Par ailleurs, je ne suis toujours pas persuadé que la manière la plus efficace de traiter les problèmes de Marseille sur tous les plans soit de faire un sort particulier à cette magnifique et pauvre cité comme si elle se trouvait en marge de la France alors qu'elle est un exemple, parmi une infinité d'autres, du délitement de notre pays. L'économie, la criminalité, la pauvreté et le chômage ne sont pas spécifiques à Marseille et rien ne serait plus risible, si l'information n'était pas triste, que d'être tenu informé par les médias du moindre crime et délit au prétexte qu'il a été commis dans cette ville. Loin de résoudre la crise marseillaise, la focalisation ostensible et sélective sur elle la monte en épingle, en une insurmontable vision qui désespère plus qu'elle ne secourt. Marseille est en France et la France malheureusement ne se résume pas à Marseille. Marseille va mal parce que la France va mal.

Le discours du Premier ministre techniquement sans flamme ni âme n'était pas, à vrai dire, un discours de Premier ministre. On se prend à craindre que la République dégringole. Avec Leonarda notamment, le président de la République n'était plus à son niveau et s'était laissé aspirer par une urgence qui n'aurait pas dû le concerner. Naturellement, le Premier ministre subit les effets de ce décalage et vient présenter à Marseille un étrange catalogue composé de chiffres et de promesses comme si nous étions encore en pleine campagne alors que depuis le mois de mai 2012, le pouvoir socialiste est aux manettes. Il faut l'écrire vite !

Jean-Marc Ayrault a formulé, sur un registre ennuyeux qui manifestait le peu de crédit qu'il attachait à son pensum, des espérances et des engagements parfois à moyen, voire à très long terme. La méthode la plus perverse pour se débarrasser d'une réalité qui importune est de n'évoquer que le futur. Ce n'était pas un homme de pouvoir qui s'imposait mais un bonimenteur de bonne volonté qui vantait l'article pour des temps indéterminés.

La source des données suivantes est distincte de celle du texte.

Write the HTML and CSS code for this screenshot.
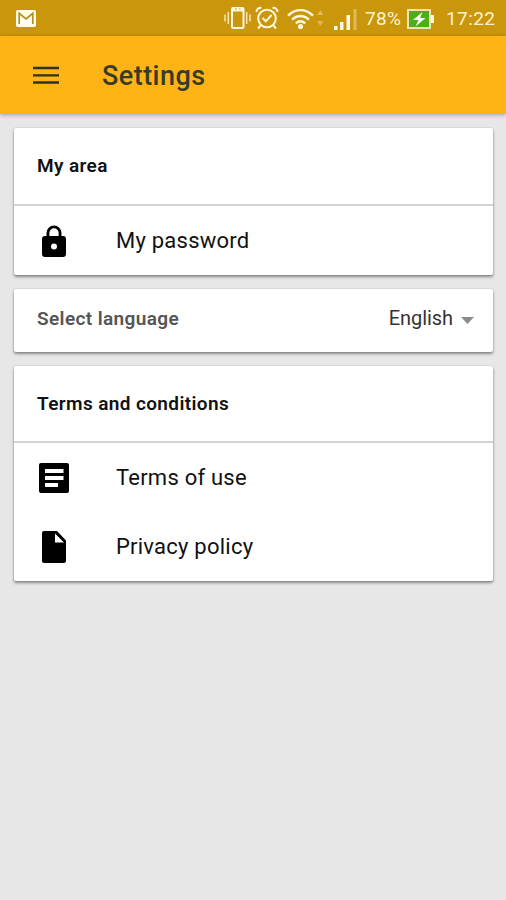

Quand le Premier ministre, au bout de quelques mois, était passé à "Des paroles et des actes" sur France 2, j'avais tweeté pour lui proposer gratuitement une formation pour la parole, son rythme, son élan nécessaire, ses ruptures bénéfiques, sa liberté et sa spontanéité. Je serais président de la République, je contraindrais le gouvernement et tout particulièrement le Premier ministre à ne plus lire les allocutions, à ne plus les apprendre par coeur mais à relever le défi d'une parole qui serait d'autant mieux perçue qu'elle surgirait à chaque seconde de l'être profond et, il faut le présumer, intelligent. On échapperait ainsi forcément à l'ennui et à la tiédeur fade et la classe politique, pouvoir et opposition confondus, y gagnerait en crédibilité et en qualité d'écoute.

Une conséquence bénéfique d'une telle démarche qui bouleverserait le mode de communication avec les citoyens et les militants consisterait à ne plus se réfugier derrière une pléthore de chiffres qui alourdissent une intervention en donnant l'illusion d'un contenu alors qu'ils sont à peine écoutés et frappés d'emblée de suspicion. De nos jours, il n'est plus personne qui serait capable sans aucune note de présenter le budget de la France comme Valéry Giscard d'Estaing, ministre, ne manquait pas de le faire devant les parlementaires.

Le Ayrault et l'infini : qu'on ne voie pas dans cette référence discutable au livre d'Arthur Koestler une quelconque dérision à l'égard du Premier ministre.

Parce que, et c'est le pire, je l'aime bien.